For my first thread on the site, Can I ask the more technically gifted amongst you to explain what damage, if any, this new fuel that is to be wheeled out later this, will have on my '05 ST3? From what little notice that Ducati have published, it appears that only the newer bikes which will be unaffected by the additional 5% of Ethanol. I remember, that when unleaded was brought in, garages still had the Pool petrol pumps alongside the new ones and they lasted for quite a few years, so I assume this will be the case when the E10 fuel is brought in. But any advice or thoughts on the subject should make a good read for those of us who are interested.
Dave Hughes

Not heard of this change, when’s this stuff coming in?

See Motor Cycle News. 27th March, page 8 for a report.

groups.tr-register.co.uk/wes … pdate.html
I hope you can open this link.
This is a very informative article written for the Triumph [TR] sport car Forum and it is easy to read in a well laid out style and it is FRIGHTENING. E10 will affect nearly every bike, except the very modern ones and once in our tanks it will destroy ,anything in rubber, brass, cause steel to rust. It is a KILLER.

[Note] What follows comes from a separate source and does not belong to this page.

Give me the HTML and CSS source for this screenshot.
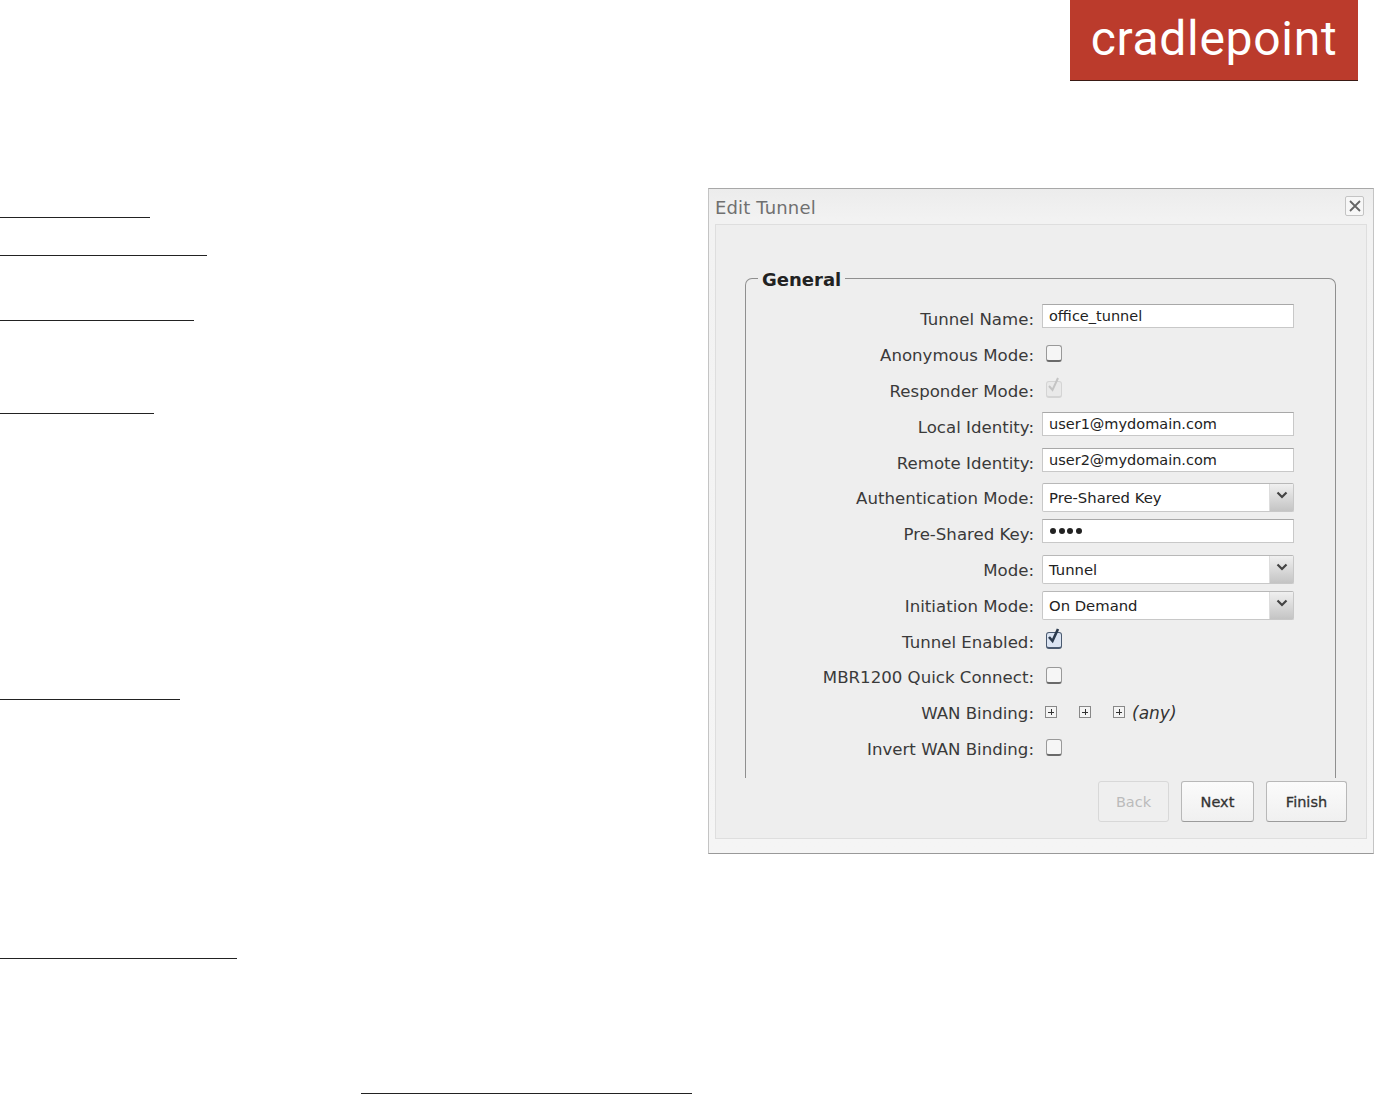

no option was given when the 5% ethanol was wheeled out, suspect none will be given with this new blend

given that there is less petrol will they drop the fuel tax accordingly? I suspect not

given that world wide there is a shortage of food generation and food prices are rising where is all this ethanol going to come from? probably from diverting resources from food generation

entire ideology of ethanol in fuel seems warped and will result in many older vehicles being forced off the road and will push up food prices due to less resources being available to produce food

There was a big article about it in BMF magazine, I do not think it will affect your bike but older models, if you don’t get the article let me know and I can copy and post it to you.

Martyn, please publish the article on this Forum. I expected there would not be a lot of interest in E10 here, although I’m surprised that Ducati have not given us a list of bikes, THAT WILL be affected, but I am also a member of the CX-GL MCC Forum and this subject, which is close to their hearts, has had 200 visits in just a few days. There has been one contribution from a guy in USA, whose little 50cc was destroyed by just one tank of the stuff. It will destroy bikes with carburettors, that much is certain. The guy in the States went on to say, that gas stations did run the 5% pumps, but you paid more. I’m hoping and praying that our’s do the same.
Thanks for the input Guys
Dave Hughes

It is too big to scan and post it on here, it does say both will be available for years to come but your option will be the normal which will be that and then super unleaded.

Many of the iconic Ducatis have carburettas. All of the singles, all of the bevel gear bikes, most of the 2 valve bikes including Supersports and Monsters.

In the USA there is a major problem with Moinsters with plastic tanks

The author says ‘I have seen a couple of reports saying that E10 is ‘definitely not’ going to be introduced in 2013.
As indicated, UK targets for biofuel uptake are set at 5% for the 2013/14 financial year as an average across all petrol and diesel supplied. It is therefore correct to say that there is no necessity for suppliers to introduce E10.

I paste this paragraph from a page I found on the ridersite.com which goes someway to cheer me up. I reckon it’s high time that the Transport Secretary makes a definate statement on this confusing state of affairs.
Dave Hughes

Hi Yosser,

“O” rings, fuel lines etc can be replaced and carbs rejetted, plastic/GPR/carbon fibre fuel tanks will need to lined in some way, to overcome the poor side effects of E10 in the fuel.
In the USA they’ve had a much higher level of ethanol in the fuel for some time. On the 851/888 Forum that I frequent the American member have had problems with the internal fuel lines on their bikes, the owners with the very rare Carbon Corse fuel tanks have also had problems.
These have been overcome by fitting modern submersible fuel lines and lining the tanks with products like Caswell, an epoxy based/ethanol proof lining.
Both of these products are available in the UK.